### [Task objective]
Restate the data below word for word. Skip any images it contains.

···

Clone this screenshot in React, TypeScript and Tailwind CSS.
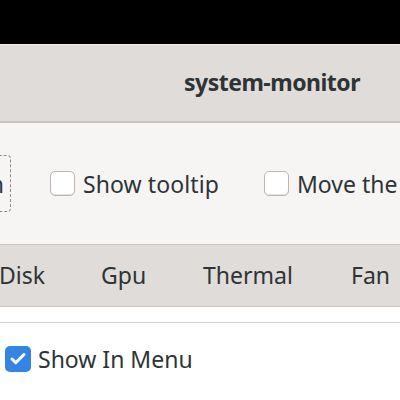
import { Check } from "lucide-react";

function Checkbox({ checked }: { checked?: boolean }) {
  if (checked) {
    return (
      <span className="flex h-[26px] w-[26px] shrink-0 items-center justify-center rounded-[5px] bg-[#3584e4] text-white">
        <Check size={18} strokeWidth={4} />
      </span>
    );
  }
  return (
    <span className="h-[25px] w-[25px] shrink-0 rounded-[5px] border border-[#bdb6b0] bg-white shadow-[inset_0_-1px_0_#e4e1de]" />
  );
}

export default function App() {
  return (
    <div className="h-[400px] w-[400px] overflow-hidden bg-white font-['Noto_Sans',sans-serif] text-[23px] leading-[28px] text-[#2e3436]">
      {/* desktop strip */}
      <div className="h-[44px] bg-black" />

      {/* header bar */}
      <div className="flex h-[79px] items-center border-t border-[#f1efed] border-b-2 border-b-[#c9c4bf] bg-[#dfdcd9] pb-[2px] pl-[184px]">
        <span className="whitespace-nowrap font-bold tracking-[-0.5px]">system-monitor</span>
      </div>

      {/* toolbar */}
      <div className="flex h-[121px] items-center bg-[#f6f5f4]">
        <div className="ml-[-40px] flex h-[57px] w-[51px] shrink-0 items-center justify-end rounded-[4px] border border-dashed border-[#8f8a86] pr-[6px]">
          n
        </div>
        <label className="ml-[39px] flex w-[214px] shrink-0 items-center gap-[8px] whitespace-nowrap">
          <Checkbox />
          <span className="tracking-[0.1px]">Show tooltip</span>
        </label>
        <label className="flex shrink-0 items-center gap-[8px] whitespace-nowrap">
          <Checkbox />
          <span>Move the</span>
        </label>
      </div>

      {/* tabs */}
      <div className="flex h-[63px] items-center border-y border-[#cdc7c2] bg-[#dfdcd9] pb-[2px]">
        <div className="flex w-[101px] shrink-0 justify-end pr-[56px]">Disk</div>
        <div className="w-[102px] shrink-0">Gpu</div>
        <div className="w-[148px] shrink-0">Thermal</div>
        <div className="shrink-0">Fan</div>
      </div>

      {/* page */}
      <div className="h-[16px] border-b border-[#d6d1cd] bg-white" />
      <div className="flex items-center gap-[7px] pl-[5px] pt-[22px]">
        <Checkbox checked />
        <span>Show In Menu</span>
      </div>
    </div>
  );
}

···

### [Task output]
Clone this screenshot in React, TypeScript and Tailwind CSS.
import { Check } from "lucide-react";

function Checkbox({ checked }: { checked?: boolean }) {
  if (checked) {
    return (
      <span className="flex h-[26px] w-[26px] shrink-0 items-center justify-center rounded-[5px] bg-[#3584e4] text-white">
        <Check size={18} strokeWidth={4} />
      </span>
    );
  }
  return (
    <span className="h-[25px] w-[25px] shrink-0 rounded-[5px] border border-[#bdb6b0] bg-white shadow-[inset_0_-1px_0_#e4e1de]" />
  );
}

export default function App() {
  return (
    <div className="h-[400px] w-[400px] overflow-hidden bg-white font-['Noto_Sans',sans-serif] text-[23px] leading-[28px] text-[#2e3436]">
      {/* desktop strip */}
      <div className="h-[44px] bg-black" />

      {/* header bar */}
      <div className="flex h-[79px] items-center border-t border-[#f1efed] border-b-2 border-b-[#c9c4bf] bg-[#dfdcd9] pb-[2px] pl-[184px]">
        <span className="whitespace-nowrap font-bold tracking-[-0.5px]">system-monitor</span>
      </div>

      {/* toolbar */}
      <div className="flex h-[121px] items-center bg-[#f6f5f4]">
        <div className="ml-[-40px] flex h-[57px] w-[51px] shrink-0 items-center justify-end rounded-[4px] border border-dashed border-[#8f8a86] pr-[6px]">
          n
        </div>
        <label className="ml-[39px] flex w-[214px] shrink-0 items-center gap-[8px] whitespace-nowrap">
          <Checkbox />
          <span className="tracking-[0.1px]">Show tooltip</span>
        </label>
        <label className="flex shrink-0 items-center gap-[8px] whitespace-nowrap">
          <Checkbox />
          <span>Move the</span>
        </label>
      </div>

      {/* tabs */}
      <div className="flex h-[63px] items-center border-y border-[#cdc7c2] bg-[#dfdcd9] pb-[2px]">
        <div className="flex w-[101px] shrink-0 justify-end pr-[56px]">Disk</div>
        <div className="w-[102px] shrink-0">Gpu</div>
        <div className="w-[148px] shrink-0">Thermal</div>
        <div className="shrink-0">Fan</div>
      </div>

      {/* page */}
      <div className="h-[16px] border-b border-[#d6d1cd] bg-white" />
      <div className="flex items-center gap-[7px] pl-[5px] pt-[22px]">
        <Checkbox checked />
        <span>Show In Menu</span>
      </div>
    </div>
  );
}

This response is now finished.